Die Tage habe ich auf Youtube diese schöne Animation entdeckt, die Platons Höhlengleichnis erzählt:


In dieser Allegorie leben Menschen gefangen in einer Höhle, gefesselt mit dem Rücken zum Ausgang vor dem ein großes Feuer brennt, welches Schatten an die Wand wirft. Die Gefangenen halten die Schatten... Ach es dauert mir jetzt zu lang das ganze Gleichnis zu erklären, guckt euch einfach das Video an oder lest auf Wikipedia die Erklärung.

Das war nicht das erste Mal, dass ich vom Höhlengleichnis gehört habe, aber ich hatte es völlig vergessen bis ich dieses Video entdeckte. Nicht das ich es in der Schule gelernt hätte. In meiner katholischen Realschule wurde mehr Wert auf Religion gelegt, Ethik-Unterricht wurde nur theoretisch angeboten und zwar Nachmittags, wohl wissend dass kein Teenager freiwillig Nachmittags in der Schule bleibt, nur weil er keinen Religionsunterricht machen will. Dementsprechend wurden die alten Philosophen, zumindest soweit ich mich erinnern kann, nur im Geschichtsunterricht kurz angesprochen. So stieß ich auf das Höhlengleichnis erst Jahre später, obwohl die zentrale Aussage dieser Allegorie mich schon seit langem begleitet und man sie zum Beispiel in vielen guten Filmen, mehr oder weniger ausgearbeitet, wiederfinden kann (Die Matrix, Cloud Atlas, Dark City, Truman Show, The 13th Floor, eXistenz, The Machinist, usw.).

Nicht sicher bin ich mir ob ich jetzt noch geblendet bin von der Helligkeit der Sonne nach dem Aufstieg aus der Höhle, oder ob ich mich nach dem (Wieder-) Abstieg erst wieder an die Dunkelheit gewöhnen muss um die Schatten an der Wand zu erkennen und ihnen einen Sinn abzugewinnen.

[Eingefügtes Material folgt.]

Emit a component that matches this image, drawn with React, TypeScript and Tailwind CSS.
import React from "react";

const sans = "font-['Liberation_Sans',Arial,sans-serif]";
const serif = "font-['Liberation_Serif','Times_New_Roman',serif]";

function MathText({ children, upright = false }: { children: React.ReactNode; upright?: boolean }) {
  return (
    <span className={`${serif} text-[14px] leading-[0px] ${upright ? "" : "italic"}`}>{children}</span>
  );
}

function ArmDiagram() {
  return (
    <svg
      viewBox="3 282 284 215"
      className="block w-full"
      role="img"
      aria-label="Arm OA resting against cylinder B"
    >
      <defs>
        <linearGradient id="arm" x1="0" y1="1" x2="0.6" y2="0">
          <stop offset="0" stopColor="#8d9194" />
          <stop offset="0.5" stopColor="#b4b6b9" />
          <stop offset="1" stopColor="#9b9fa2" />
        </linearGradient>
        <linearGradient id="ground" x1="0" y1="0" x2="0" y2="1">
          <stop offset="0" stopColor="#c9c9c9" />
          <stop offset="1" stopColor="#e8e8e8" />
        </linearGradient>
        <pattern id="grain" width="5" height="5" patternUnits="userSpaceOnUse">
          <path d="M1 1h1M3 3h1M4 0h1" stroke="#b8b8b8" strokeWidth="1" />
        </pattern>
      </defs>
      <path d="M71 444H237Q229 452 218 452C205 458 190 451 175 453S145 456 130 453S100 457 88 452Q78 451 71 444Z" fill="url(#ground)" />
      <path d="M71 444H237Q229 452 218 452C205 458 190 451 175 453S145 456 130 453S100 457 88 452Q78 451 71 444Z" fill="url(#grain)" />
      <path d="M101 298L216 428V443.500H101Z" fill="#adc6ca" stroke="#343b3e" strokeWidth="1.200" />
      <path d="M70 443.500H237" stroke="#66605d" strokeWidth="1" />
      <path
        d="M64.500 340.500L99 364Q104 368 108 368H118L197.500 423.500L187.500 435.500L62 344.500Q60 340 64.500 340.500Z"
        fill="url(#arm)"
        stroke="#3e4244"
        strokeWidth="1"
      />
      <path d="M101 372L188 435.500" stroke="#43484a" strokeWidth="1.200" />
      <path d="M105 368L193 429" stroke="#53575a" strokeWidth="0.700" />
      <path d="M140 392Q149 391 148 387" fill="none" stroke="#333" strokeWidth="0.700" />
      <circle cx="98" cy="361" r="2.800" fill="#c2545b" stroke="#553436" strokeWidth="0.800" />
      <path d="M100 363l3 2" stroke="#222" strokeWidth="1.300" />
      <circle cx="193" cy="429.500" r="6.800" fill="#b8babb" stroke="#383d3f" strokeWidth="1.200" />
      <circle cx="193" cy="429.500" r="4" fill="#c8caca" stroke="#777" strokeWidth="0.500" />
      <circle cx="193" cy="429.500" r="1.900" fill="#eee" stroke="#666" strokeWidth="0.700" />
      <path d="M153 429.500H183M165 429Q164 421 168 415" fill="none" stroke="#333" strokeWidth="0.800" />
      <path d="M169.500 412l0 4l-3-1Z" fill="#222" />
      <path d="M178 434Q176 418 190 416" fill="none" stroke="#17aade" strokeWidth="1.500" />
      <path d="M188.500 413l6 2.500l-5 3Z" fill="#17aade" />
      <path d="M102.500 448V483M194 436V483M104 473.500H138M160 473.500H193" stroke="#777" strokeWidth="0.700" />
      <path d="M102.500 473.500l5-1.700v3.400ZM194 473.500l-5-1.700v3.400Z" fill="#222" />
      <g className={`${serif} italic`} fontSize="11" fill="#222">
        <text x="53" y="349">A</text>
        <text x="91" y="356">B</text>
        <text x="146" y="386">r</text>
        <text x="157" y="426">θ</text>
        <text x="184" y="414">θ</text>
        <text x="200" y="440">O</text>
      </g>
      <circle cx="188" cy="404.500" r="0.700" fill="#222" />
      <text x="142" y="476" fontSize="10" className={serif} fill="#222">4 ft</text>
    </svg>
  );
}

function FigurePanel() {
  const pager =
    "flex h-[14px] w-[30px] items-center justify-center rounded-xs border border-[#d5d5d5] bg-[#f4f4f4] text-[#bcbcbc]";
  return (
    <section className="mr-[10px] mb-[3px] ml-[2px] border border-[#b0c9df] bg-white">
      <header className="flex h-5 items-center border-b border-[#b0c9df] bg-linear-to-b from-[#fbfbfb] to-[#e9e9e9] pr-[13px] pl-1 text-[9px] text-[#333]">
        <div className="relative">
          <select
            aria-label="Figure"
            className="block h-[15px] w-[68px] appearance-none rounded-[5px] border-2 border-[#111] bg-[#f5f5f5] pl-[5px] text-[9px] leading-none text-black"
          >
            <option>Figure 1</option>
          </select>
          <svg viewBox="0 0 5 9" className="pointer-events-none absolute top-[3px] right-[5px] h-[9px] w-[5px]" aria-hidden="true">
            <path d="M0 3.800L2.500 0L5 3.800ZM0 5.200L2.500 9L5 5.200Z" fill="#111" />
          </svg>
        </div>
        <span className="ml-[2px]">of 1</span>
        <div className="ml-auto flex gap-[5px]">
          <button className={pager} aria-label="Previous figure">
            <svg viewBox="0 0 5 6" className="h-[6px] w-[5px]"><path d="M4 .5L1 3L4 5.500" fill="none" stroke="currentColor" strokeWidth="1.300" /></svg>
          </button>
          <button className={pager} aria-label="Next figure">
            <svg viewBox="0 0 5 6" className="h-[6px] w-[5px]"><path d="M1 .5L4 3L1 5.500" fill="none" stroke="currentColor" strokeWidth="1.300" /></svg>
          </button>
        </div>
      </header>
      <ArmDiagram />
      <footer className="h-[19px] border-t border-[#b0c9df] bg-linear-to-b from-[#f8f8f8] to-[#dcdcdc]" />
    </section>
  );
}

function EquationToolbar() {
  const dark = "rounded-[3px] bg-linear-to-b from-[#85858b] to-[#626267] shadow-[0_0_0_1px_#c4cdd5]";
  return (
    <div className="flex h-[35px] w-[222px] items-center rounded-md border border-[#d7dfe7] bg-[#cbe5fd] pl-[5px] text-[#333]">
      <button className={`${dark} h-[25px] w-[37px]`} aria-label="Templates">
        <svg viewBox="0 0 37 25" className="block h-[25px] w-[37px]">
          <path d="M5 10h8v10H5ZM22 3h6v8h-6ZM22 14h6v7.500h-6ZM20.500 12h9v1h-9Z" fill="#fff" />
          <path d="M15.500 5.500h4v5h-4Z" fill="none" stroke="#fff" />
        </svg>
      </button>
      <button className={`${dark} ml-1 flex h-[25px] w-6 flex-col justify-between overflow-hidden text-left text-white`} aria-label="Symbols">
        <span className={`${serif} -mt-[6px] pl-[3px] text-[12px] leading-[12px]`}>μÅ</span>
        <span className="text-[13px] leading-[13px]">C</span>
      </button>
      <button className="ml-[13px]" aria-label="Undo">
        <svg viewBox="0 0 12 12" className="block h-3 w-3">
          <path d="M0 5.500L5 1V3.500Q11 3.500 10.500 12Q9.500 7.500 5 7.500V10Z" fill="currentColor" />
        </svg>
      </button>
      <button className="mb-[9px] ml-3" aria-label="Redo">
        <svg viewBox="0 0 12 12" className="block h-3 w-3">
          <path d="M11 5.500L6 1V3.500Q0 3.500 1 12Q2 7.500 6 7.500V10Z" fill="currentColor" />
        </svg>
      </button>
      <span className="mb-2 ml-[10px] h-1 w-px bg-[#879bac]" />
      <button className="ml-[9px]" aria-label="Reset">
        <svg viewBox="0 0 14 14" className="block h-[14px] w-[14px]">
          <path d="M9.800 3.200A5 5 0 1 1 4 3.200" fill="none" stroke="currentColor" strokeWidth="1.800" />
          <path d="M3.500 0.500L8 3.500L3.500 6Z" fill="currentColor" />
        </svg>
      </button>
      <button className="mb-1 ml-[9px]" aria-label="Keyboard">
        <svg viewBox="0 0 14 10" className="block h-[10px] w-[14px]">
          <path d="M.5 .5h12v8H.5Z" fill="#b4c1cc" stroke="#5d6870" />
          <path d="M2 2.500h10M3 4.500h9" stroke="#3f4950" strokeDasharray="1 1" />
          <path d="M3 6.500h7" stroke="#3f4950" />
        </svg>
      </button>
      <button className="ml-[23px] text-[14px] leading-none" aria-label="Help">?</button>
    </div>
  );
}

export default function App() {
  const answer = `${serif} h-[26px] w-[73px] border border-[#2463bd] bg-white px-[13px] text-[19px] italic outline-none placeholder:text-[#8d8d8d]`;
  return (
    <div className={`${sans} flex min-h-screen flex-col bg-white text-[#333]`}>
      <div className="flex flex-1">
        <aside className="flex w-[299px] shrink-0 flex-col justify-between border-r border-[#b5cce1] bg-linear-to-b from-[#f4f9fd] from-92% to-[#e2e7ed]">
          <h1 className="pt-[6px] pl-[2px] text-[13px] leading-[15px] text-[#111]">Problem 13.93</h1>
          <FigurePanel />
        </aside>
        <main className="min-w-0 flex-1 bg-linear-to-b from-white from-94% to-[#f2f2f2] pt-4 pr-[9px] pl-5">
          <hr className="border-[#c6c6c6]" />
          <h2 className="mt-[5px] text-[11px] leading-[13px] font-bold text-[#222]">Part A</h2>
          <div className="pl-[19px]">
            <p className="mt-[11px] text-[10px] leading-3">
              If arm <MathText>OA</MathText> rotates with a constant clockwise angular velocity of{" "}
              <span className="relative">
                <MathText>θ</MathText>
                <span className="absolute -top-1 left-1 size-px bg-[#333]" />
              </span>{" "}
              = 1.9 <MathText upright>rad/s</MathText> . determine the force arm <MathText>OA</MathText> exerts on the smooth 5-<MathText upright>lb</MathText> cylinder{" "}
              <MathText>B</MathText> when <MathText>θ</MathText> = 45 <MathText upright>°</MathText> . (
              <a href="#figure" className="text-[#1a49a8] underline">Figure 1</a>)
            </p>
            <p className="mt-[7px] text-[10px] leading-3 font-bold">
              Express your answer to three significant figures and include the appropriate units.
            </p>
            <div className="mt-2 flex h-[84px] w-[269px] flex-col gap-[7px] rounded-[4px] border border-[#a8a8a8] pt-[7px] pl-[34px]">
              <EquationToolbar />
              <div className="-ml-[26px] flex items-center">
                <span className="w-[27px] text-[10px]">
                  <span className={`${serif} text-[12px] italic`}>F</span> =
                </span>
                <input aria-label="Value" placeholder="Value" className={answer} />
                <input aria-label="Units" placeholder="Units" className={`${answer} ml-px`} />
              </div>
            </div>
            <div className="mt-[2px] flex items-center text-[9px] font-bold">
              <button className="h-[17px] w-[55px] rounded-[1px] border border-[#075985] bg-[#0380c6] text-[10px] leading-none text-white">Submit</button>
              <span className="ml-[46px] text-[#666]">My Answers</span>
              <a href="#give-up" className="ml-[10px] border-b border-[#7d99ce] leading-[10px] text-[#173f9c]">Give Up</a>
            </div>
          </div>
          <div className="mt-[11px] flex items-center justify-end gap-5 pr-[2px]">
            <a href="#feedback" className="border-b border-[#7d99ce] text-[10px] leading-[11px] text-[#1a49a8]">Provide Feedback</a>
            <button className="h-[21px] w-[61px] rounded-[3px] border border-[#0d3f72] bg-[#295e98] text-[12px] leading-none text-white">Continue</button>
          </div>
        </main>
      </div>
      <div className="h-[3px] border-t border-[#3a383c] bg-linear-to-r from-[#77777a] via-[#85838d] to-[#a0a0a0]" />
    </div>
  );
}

Was ich aber mit ziemlicher Sicherheit weiß, ist dass meine Verwirrung groß genug ist um mich so zu verunsichern, dass ich nicht weiß wie ich jetzt weiter verfahren soll.
Ich habe das Gefühl, dass um mich herum die meisten Menschen keine Ahnung haben wovon ich rede, bzw. sich (teilweise) aktiv weigern mich zu verstehen, wenn ich ihnen meine Sicht auf die Dinge zu erklären versuche. Mir absolut logisch erscheinende Ideen werden mit fadenscheinigen Argumenten abgewehrt. Liegt das daran dass ich mit Gefangenen über Dinge rede, die sie nur als Schatten und damit unwahre Darstellungen wahrnehmen? Oder bin ich der Verblendete, der die Dinge noch nicht richtig erkennen kann, weil die Sonne mich nach der Gefangenschaft in der Höhle so blendet, dass ich alles nur unscharf erkenne?

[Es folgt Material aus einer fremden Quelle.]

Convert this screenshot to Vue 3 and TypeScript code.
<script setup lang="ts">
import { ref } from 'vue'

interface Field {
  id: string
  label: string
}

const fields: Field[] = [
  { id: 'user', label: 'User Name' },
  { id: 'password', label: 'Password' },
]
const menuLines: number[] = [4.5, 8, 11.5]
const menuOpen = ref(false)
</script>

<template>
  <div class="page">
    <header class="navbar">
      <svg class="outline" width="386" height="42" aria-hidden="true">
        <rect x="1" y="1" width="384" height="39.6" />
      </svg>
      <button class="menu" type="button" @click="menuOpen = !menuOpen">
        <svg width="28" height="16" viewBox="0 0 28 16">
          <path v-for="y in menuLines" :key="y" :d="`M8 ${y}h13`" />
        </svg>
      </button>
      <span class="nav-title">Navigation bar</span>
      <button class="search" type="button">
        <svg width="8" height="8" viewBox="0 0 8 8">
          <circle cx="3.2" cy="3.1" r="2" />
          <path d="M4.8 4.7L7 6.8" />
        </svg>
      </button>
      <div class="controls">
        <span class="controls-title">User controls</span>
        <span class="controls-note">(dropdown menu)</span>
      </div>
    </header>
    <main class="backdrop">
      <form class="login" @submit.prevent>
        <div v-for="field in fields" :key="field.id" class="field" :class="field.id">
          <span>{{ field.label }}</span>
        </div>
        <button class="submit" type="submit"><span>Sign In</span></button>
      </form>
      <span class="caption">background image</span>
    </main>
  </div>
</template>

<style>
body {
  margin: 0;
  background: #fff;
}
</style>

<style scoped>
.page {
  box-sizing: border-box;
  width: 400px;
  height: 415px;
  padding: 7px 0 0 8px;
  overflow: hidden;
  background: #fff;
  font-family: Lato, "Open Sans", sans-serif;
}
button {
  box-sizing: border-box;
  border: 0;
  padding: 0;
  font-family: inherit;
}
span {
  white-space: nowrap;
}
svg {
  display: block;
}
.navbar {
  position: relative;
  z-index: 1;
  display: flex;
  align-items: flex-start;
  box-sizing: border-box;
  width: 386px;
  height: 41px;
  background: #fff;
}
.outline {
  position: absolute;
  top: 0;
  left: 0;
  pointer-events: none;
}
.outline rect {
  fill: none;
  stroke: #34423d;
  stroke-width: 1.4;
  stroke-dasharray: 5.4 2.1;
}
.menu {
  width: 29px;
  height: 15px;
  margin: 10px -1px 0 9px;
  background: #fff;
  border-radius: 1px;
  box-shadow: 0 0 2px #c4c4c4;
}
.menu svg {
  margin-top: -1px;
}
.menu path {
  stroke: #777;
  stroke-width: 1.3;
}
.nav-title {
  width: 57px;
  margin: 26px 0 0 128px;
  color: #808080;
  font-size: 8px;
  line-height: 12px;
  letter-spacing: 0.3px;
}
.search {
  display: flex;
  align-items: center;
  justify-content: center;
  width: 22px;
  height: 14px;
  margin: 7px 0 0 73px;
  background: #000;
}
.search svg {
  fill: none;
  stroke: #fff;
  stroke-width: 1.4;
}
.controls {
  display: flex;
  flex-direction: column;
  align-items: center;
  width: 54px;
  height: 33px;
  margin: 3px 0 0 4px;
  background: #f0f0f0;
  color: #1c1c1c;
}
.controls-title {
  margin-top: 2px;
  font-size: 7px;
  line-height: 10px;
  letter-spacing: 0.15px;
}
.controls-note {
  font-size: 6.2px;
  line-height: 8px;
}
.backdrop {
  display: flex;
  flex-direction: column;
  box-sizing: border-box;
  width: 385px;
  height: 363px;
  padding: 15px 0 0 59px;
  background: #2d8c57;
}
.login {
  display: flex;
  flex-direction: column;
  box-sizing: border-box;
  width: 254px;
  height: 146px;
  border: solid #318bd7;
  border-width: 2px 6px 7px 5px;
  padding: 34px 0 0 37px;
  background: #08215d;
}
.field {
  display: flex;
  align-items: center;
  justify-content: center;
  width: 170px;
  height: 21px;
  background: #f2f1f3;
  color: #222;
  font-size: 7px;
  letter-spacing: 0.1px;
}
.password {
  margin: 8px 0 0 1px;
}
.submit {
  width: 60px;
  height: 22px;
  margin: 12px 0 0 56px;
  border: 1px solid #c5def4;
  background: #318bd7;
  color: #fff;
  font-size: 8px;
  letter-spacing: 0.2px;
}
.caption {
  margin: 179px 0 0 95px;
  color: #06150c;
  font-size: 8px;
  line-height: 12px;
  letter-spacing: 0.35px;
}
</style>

Was auch immer die Wahrheit ist, ich bin entschlossen weiter nach ihr zu suchen und, allen Widerständen zum Trotz, mich nicht mehr als Gefangener von Schatten an der Wand zum Narren halten zu lassen. Denn das Erkennen vom Schönen, Guten und Wahren erscheint mir wesentlich wichtiger als ein "produktives", "normales" oder "gesellschaftlich anerkanntes" Leben zu führen.
Es wäre halt nur schön wenn mir auch von Außenstehenden hin und wieder das Recht auf diese Suche nach Erkenntnis zugestanden würde. Da dies aber, bis auf sehr wenige Ausnahmen, niemand tut, werde ich wohl ohne dieses Zugeständnis weitermachen. Immer hoffend dass ich nicht einer der Angebundenen bin, die sich mit Zähnen und Klauen dagegen wehren die Wirklichkeit zu erkennen wie sie ist. Sondern einer der wenigen Glücklichen, denen ein Aufstieg aus der Höhle möglich ist.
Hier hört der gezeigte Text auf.